There's a ton of food carts in that price range - I would recommend East Side King, Tacos Selene, Chilantro, and Doc'n'Roll diner to name a few.
Edited by Baselerd, 17 April 2013 - 07:08 AM.
Posted 17 April 2013 - 08:44 AM
The food truck scene in austin is very healthy and you could easily eat at a different truck every day for a month and still have fantastic food every day. You should definitely make it a point to hit all the Eat Side King locations, chilantro and the peached tortilla as Baselerd said. As far as brick and mortar places to try while here, if you want trendy you should hit Ramen Tatsuya for a bowl of ramen, and you should make the wait one day at franklins BBQ for some brisket.
Edited by Twyst, 17 April 2013 - 08:45 AM.
Posted 17 April 2013 - 02:04 PM
Paul Qui, recent Top Chef winner, was operating a food truck for a while. Don't know if he still is.
But here's a good article by him:
Joan Rivers says she's starting a new charity - "Feels on Wheels" - a service delivering sexual contact to the elderly.

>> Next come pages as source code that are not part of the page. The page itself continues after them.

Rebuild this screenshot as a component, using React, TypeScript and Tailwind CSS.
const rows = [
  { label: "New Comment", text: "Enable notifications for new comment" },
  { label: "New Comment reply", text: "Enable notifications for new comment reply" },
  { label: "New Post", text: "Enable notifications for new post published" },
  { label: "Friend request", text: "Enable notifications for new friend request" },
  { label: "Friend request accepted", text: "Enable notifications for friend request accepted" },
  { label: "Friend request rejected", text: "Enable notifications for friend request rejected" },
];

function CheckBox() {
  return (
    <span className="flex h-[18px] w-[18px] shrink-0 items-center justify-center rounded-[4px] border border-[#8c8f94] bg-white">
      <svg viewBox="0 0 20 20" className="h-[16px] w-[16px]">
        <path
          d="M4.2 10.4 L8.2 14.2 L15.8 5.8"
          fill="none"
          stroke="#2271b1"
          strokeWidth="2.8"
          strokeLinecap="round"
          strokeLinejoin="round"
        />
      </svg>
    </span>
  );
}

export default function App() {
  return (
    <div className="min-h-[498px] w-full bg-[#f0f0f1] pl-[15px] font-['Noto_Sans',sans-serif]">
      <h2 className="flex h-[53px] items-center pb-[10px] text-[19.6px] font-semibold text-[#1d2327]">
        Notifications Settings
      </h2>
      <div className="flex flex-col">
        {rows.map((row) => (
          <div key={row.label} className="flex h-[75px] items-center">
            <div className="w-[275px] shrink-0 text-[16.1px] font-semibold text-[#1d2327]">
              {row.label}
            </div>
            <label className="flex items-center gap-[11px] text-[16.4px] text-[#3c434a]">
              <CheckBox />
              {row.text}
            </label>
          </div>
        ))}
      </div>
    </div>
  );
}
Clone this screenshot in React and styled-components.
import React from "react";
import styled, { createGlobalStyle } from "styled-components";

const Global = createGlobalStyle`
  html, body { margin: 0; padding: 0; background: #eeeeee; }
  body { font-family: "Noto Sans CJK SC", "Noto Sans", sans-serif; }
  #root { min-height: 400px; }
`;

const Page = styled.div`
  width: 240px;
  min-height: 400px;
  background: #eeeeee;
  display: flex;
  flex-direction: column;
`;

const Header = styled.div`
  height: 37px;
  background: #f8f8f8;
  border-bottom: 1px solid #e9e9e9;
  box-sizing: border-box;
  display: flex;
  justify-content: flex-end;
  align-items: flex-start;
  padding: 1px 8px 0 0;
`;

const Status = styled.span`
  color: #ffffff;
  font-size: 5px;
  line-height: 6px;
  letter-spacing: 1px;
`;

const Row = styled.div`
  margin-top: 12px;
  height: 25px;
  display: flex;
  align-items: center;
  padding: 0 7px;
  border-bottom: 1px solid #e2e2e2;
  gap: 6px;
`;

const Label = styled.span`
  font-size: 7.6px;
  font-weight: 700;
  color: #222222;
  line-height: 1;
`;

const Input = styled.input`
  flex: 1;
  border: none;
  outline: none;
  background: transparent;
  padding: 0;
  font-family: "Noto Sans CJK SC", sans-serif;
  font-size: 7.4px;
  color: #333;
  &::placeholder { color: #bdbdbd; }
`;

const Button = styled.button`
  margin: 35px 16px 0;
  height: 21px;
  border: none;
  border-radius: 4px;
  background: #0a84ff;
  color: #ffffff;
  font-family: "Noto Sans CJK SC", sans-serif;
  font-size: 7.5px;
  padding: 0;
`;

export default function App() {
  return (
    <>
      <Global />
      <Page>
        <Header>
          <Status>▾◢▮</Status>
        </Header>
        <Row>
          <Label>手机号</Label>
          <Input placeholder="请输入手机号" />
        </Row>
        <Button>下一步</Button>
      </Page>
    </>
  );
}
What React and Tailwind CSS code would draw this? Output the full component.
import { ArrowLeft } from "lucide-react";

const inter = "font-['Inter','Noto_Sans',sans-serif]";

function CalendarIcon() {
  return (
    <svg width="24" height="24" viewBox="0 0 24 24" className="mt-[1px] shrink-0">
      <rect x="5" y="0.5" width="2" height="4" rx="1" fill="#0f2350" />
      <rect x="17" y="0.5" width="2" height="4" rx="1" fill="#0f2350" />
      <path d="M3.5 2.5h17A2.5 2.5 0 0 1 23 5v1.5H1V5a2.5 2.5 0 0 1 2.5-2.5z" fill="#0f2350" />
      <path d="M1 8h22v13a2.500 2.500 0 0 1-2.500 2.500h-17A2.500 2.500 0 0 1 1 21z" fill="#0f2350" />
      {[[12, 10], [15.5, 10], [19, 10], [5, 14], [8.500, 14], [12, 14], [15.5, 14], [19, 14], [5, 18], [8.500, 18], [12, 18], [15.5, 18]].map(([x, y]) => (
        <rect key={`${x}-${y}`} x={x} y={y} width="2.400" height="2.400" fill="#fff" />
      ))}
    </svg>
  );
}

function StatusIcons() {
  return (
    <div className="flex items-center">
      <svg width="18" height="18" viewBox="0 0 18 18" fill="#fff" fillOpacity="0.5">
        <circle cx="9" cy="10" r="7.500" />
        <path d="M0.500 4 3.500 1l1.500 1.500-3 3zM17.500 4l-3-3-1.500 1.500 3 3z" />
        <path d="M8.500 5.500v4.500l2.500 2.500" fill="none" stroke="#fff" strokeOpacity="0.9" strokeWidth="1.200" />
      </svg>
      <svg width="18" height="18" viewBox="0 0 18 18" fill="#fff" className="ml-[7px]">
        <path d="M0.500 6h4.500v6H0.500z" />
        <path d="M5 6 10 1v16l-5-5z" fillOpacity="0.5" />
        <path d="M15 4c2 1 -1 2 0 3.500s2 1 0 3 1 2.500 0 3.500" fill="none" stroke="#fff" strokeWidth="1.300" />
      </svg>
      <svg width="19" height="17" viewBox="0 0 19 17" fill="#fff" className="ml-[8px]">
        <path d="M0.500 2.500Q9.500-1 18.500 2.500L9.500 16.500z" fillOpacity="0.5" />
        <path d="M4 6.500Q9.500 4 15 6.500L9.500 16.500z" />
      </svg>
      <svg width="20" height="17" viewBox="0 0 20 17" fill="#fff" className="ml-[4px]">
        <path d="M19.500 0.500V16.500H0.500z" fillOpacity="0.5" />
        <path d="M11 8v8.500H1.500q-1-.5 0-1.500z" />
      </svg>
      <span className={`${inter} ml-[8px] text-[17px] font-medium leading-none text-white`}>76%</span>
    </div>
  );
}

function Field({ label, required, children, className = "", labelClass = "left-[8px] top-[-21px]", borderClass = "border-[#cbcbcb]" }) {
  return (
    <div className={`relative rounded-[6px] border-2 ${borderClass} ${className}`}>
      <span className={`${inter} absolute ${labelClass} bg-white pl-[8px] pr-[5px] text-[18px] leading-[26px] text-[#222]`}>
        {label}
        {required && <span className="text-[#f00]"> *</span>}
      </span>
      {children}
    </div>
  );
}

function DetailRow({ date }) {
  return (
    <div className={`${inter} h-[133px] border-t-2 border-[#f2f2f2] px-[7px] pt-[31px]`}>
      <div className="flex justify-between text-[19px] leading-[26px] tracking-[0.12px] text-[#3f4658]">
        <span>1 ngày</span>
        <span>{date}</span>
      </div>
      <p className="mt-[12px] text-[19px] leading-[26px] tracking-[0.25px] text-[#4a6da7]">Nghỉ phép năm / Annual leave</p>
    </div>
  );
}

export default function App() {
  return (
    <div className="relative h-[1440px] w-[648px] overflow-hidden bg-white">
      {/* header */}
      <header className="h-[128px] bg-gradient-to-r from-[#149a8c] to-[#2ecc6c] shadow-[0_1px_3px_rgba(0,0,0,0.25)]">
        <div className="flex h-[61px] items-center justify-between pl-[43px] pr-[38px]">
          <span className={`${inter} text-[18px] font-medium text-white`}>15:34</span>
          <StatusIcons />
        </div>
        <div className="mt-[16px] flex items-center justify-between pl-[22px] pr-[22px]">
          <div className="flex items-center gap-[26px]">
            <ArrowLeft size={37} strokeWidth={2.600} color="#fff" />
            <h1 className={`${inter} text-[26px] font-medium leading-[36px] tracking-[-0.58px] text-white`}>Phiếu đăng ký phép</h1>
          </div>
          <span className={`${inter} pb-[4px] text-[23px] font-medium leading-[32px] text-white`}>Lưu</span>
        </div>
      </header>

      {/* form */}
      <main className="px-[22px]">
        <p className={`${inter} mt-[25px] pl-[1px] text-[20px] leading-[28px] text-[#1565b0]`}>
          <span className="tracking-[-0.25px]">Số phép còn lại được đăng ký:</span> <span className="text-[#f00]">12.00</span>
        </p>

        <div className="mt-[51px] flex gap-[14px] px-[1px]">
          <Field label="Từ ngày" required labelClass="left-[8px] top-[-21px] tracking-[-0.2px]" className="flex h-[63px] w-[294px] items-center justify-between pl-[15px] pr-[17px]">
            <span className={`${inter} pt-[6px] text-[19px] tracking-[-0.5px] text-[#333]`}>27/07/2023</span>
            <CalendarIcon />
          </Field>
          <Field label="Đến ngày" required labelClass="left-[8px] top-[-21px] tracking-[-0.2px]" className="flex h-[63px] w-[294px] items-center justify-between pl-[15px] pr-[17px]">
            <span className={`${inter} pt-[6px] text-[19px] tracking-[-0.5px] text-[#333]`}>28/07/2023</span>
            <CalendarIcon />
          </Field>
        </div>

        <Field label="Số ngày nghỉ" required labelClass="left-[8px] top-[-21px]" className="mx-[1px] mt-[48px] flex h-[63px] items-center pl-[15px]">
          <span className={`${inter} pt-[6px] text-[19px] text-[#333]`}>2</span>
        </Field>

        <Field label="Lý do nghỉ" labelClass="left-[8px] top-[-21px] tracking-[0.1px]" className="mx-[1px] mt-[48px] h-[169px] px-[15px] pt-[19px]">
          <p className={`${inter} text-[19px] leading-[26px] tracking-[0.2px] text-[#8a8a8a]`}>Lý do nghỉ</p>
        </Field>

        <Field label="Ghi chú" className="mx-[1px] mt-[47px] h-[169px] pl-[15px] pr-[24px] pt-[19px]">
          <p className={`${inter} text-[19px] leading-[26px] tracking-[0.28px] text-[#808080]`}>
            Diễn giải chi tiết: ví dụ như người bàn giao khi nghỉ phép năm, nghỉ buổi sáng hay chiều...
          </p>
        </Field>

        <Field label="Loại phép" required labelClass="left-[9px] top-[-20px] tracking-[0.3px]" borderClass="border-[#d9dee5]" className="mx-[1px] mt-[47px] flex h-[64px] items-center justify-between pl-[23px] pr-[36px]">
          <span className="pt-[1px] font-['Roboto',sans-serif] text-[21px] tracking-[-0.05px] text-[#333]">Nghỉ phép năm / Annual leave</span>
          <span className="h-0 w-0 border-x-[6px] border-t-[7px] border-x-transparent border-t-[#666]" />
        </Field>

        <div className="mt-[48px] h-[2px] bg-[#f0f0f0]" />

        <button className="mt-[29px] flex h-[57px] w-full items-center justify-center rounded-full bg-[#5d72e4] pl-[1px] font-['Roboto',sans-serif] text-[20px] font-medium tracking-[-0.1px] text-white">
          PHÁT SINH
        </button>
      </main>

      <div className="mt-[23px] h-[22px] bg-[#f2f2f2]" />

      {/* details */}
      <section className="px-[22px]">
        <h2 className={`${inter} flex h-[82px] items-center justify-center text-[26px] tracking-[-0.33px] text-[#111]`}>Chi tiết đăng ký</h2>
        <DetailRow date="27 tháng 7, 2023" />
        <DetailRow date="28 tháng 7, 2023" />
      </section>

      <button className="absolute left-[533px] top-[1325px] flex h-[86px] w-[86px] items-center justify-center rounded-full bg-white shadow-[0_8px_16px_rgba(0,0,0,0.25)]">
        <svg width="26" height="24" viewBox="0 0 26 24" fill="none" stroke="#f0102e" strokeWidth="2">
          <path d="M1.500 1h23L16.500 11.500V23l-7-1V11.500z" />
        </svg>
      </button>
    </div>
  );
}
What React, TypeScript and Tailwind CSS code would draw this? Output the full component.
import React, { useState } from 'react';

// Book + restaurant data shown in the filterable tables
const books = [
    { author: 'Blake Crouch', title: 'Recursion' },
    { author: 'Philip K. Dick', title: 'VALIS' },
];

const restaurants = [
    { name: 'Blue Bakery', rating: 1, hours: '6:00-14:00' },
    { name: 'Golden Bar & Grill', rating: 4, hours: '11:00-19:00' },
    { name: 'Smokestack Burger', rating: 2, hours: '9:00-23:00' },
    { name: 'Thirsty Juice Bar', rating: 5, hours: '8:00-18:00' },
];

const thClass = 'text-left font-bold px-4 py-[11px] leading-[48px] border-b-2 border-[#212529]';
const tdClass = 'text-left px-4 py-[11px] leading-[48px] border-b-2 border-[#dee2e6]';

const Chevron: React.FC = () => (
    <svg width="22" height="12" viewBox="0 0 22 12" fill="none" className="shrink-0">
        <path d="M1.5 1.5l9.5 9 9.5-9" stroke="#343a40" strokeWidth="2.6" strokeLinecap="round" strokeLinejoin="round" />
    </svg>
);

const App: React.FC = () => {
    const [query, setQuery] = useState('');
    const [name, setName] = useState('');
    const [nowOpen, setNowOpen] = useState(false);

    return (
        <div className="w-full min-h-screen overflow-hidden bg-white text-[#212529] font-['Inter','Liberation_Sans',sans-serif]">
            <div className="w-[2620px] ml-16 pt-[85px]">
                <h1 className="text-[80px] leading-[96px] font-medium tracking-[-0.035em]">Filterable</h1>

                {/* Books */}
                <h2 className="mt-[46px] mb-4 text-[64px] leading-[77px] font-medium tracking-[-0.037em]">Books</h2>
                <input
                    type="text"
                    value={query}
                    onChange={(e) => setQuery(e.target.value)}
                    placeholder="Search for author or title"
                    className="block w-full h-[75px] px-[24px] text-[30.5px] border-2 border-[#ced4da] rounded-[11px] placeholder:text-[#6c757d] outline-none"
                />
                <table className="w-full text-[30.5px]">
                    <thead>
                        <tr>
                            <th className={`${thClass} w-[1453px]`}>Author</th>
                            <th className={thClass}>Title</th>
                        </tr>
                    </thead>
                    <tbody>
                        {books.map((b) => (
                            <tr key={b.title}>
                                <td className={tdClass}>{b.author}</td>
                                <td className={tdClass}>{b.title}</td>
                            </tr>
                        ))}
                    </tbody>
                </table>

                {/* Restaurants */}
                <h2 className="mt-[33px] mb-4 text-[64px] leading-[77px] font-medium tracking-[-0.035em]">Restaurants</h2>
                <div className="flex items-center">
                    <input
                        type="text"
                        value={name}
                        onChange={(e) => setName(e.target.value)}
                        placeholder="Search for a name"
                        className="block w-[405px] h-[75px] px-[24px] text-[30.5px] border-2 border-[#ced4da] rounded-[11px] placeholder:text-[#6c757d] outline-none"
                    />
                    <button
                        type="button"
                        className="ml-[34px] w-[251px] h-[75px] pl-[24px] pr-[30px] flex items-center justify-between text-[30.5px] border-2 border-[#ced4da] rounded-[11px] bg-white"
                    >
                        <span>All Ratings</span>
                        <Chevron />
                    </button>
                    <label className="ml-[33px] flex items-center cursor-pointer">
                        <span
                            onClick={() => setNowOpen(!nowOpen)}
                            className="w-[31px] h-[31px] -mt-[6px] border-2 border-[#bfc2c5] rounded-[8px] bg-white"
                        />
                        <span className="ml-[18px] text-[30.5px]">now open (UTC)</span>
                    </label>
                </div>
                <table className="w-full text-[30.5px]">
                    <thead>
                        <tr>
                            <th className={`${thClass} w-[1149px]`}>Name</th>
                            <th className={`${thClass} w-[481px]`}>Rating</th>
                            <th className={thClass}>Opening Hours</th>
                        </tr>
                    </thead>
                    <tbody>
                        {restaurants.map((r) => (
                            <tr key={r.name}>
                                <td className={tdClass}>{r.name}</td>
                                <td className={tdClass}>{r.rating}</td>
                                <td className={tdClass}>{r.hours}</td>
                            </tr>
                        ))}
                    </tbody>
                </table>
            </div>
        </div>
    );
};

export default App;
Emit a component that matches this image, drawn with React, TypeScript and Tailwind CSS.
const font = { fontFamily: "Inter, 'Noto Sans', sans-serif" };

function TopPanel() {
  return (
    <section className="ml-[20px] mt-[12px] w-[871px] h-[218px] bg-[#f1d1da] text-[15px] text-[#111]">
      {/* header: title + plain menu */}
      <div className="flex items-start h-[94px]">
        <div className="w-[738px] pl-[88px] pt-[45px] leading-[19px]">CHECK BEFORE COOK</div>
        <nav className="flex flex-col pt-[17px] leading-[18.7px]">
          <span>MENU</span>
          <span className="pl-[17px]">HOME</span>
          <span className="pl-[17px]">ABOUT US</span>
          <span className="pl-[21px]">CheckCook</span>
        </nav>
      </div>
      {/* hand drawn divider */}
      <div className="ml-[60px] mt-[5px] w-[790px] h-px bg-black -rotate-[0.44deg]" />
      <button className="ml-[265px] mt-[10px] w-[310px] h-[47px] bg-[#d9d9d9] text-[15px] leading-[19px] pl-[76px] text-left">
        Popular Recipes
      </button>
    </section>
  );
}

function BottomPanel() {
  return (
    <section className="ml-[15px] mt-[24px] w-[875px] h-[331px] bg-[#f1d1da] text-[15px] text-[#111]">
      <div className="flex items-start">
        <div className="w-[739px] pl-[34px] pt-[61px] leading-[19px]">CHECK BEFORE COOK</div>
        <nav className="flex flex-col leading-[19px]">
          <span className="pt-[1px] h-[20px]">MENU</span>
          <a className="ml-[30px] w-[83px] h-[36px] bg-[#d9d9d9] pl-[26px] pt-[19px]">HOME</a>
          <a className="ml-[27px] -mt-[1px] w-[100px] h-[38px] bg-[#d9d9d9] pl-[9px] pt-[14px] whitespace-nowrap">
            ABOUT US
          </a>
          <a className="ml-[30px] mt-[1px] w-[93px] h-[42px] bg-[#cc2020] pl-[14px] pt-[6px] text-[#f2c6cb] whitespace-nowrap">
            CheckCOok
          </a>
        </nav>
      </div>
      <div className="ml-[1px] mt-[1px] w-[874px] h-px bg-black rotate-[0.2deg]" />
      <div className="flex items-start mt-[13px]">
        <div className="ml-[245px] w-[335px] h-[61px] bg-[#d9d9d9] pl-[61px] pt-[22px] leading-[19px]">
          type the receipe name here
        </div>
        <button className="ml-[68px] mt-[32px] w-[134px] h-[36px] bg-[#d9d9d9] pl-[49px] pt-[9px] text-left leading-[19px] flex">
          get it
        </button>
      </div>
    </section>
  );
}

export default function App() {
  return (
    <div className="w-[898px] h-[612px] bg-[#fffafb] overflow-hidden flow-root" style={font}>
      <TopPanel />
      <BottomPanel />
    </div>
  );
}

Posted 18 April 2013 - 08:09 PM
Yeah, Paul Qui's current truck is called East Side Kings; there are a few different locations. I went recently, and the food was excellent (price is not the cheapest and portions are small, but certainly falls within the constraints mentioned above). Lots of great food trucks around, and most of them are clustered in little semi-permanent "trailer parks". I think most of the food I had from the trucks there was good to excellent, and I like the way the city has really helped to encourage, rather than stifle the whole food truck thing. I live in LA where the whole upscale food truck thing seemed to start taking off, but really, most of the trucks here aren't very good, and the city really doesn't do a lot to make it easier for them to operate. In contrast, Austin has really done a great job of creating an ecosystem where the barrier to entry isn't bad, and there's enough competition that the quality of the food seems to be fairly good.
If you've got the money, would really also suggest Uchiko / Uchi, the restaurant run by his former mentor. But definitely far above the price range you're talking about.